И завершить эту главу я хочу очень интересным случаем. В 1951 году, под влиянием стихов Киплинга, первокурсник МГПИ Юрий Визбор написал свою первую песню "Мадагаскар". Вернее написал только слова, а музыку позаимствовал из кукольного спектакля Сергеря Образцова "Под шорох твоих ресниц". У первой(!) песни первокурсника (!) оказалась удивительная судьба: она быстро распространилась сначала по вузам Москвы, а вскорости ее запели студенты и туристы всего Союза.

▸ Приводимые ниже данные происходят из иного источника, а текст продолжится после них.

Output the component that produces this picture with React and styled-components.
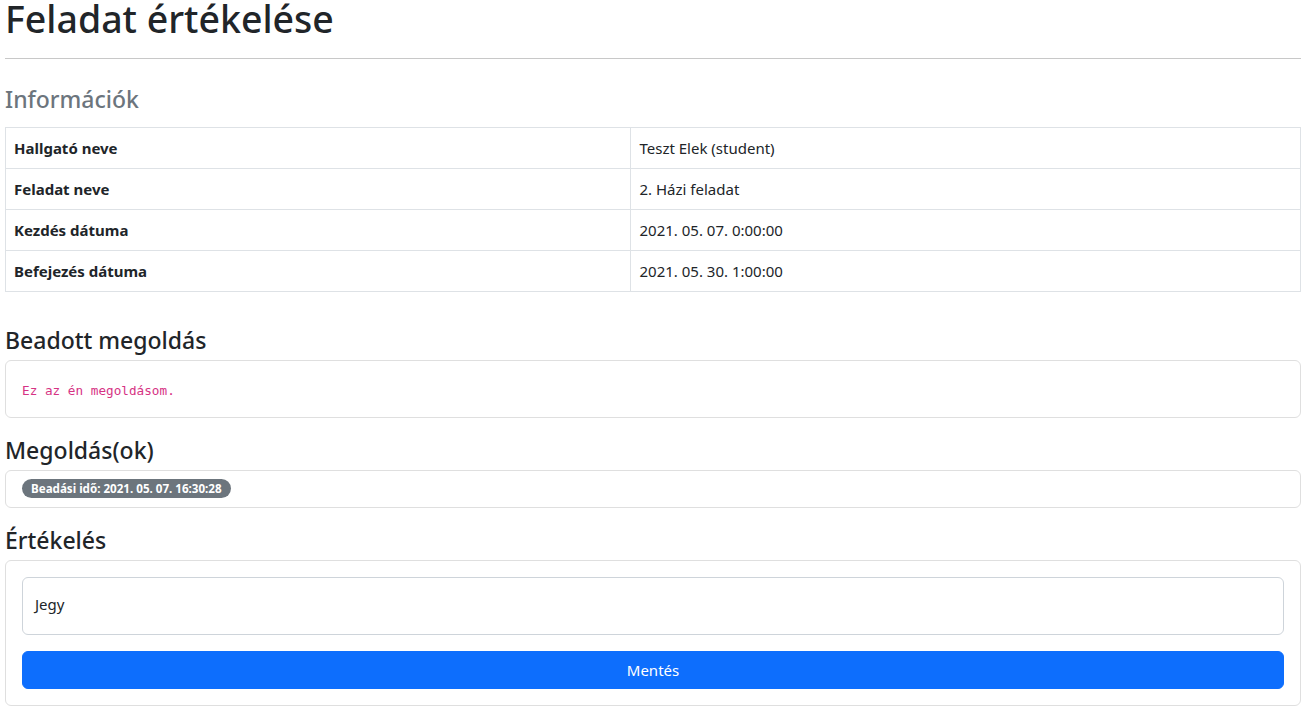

    Первоначально в песне было четыре куплета. Позже сам автор, уже будучи мэтром бардовской песни, рассказывал: "... неизвестный мне соавтор дописал еще один куплет: "Помнишь южный порт и накрашенные губы, и купленный за доллар поцелуй..." Думаю, что он был моряком ... "
Но песню пели, песня нравилась романтикам 50-60х годов и, как следствие, незвестными авторами были дописаны еще два куплета. Они так удачно вошли в песню, что мы рассмотрим именно этот семикуплетный вариант.
Это была песня о крутых парнях, попавших в нестандартную ситуацию (сейчас бы сказали - на "горячую точку"):
Чутко горы спят,
Южный крест залез на небо,
Спустились вниз в долину облака.
Осторожней, друг,
Ведь никто из нас здесь не был -
В таинственной стране Мадагаскар.

    Мадагаскар до 1960 года был колонией Франции. Можно предположить что таинственный друг - боец, созданного 180 лет назад, французского легиона.
И тут безымянные авторы добавляют куплет, который вносит в песню еще больше экзотики:
Тихо все вокруг,
Не колышутся лианы,
Лишь луч скользнул стыдливо по щеке.
Осторожней, друг,
бьют туземцы в барабаны
Мелькнули чьи-то тени вдалеке.

Далее напряженность усиливается:
Осторожней, друг,
Тяжелы и метки стрелы
У жителей страны Мадагаскар ...
или:
Осторожней, друг,
Даль подернулась туманом
Сними с плеча свой верный карабин.
    Авторские строки
Может стать что смерть
Ты найдешь за океаном,
Но ты, мой друг, от смерти не беги ...
стали звучать так:
Может смерть свою
Ты найдешь за океаном,
Ведь джунгли пострашней морских глубин ...

    Скорее всего эти строчки переделал тот моряк о котором говорил Визбор.

    Последний куплет несколько скрашивает мрачноватые прогнозы про смерть:
Так вперед, друзья!
Нам усталость незнакома,
Хоть цель от нас все так же далека ...
Осторожней, друг, тут тебе не Оклахома,
А далекая страна Мадагаскар.
    Вот и получилась песня, какая-то переходная между уличной и бардовской: мелодия позаимствованна, а слова почти наполовину народные.
Влияние уличных песен вообще и уличных песен с морской тематикой, в частности, на творчество бардов, чье детство проходило в военные годы - Высоцкого, Визбора, Городницкого и других столь велико что это уже тема для отдельной главы.